There then follows a longer than necessary break before the encore and I can't imagine why they need a lie down after that brief performance. That’s assuming we’re going to get an encore. Ah, I see we are.


The encore showcases what was great about ‘Primary Colours’. ‘Mirror's Image’ and ‘Three Decades’ back to back are a potent combination and go some way to alleviating the disappointment of the brevity of the main set, but then it all finishes as ponderously as it started. The band busily jam away to ‘Moving Further Away’, which to me is all intro and no song. It’s musical Horlicks. I'll sleep well. It’s also almost as long as the main set. Midway through it, as nothing much is happening on stage, someone chucks a full pint at the bass player and then Faris himself lights a firework centre stage but I’m still nodding off.
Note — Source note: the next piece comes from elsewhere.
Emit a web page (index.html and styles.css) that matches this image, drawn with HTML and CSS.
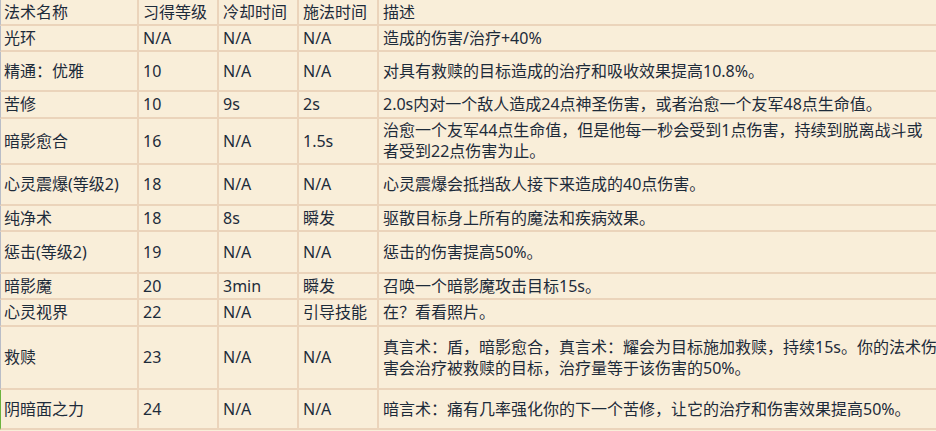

It sounds like a longer ‘Whole New Way’, one of the many tracks they've now discarded. There’s nothing from ‘Strange House’ tonight, unsurprising but still a shame. It would have been a test of how good they are to see how well they could weave say ‘Gloves’ or ‘Count In Fives’ in to the set. Tracks that would fit, at a shove.


The length of the encore means it’s just over an hours toil for the lads. Nice work if you can get it. Eleven tracks in all. On the ‘Primary Colours’ tour in 2010 they played fourteen songs when they came to Nottingham. So they're regressing, shaving three songs off their set list. So don’t arrive late when they next tour... or you’ll miss ‘em totally.


Somebody somewhere is giving them bad career advice. The mumbles from the crowd heading for the exits is mixed at best. It was very good in the middle though, while it lasted.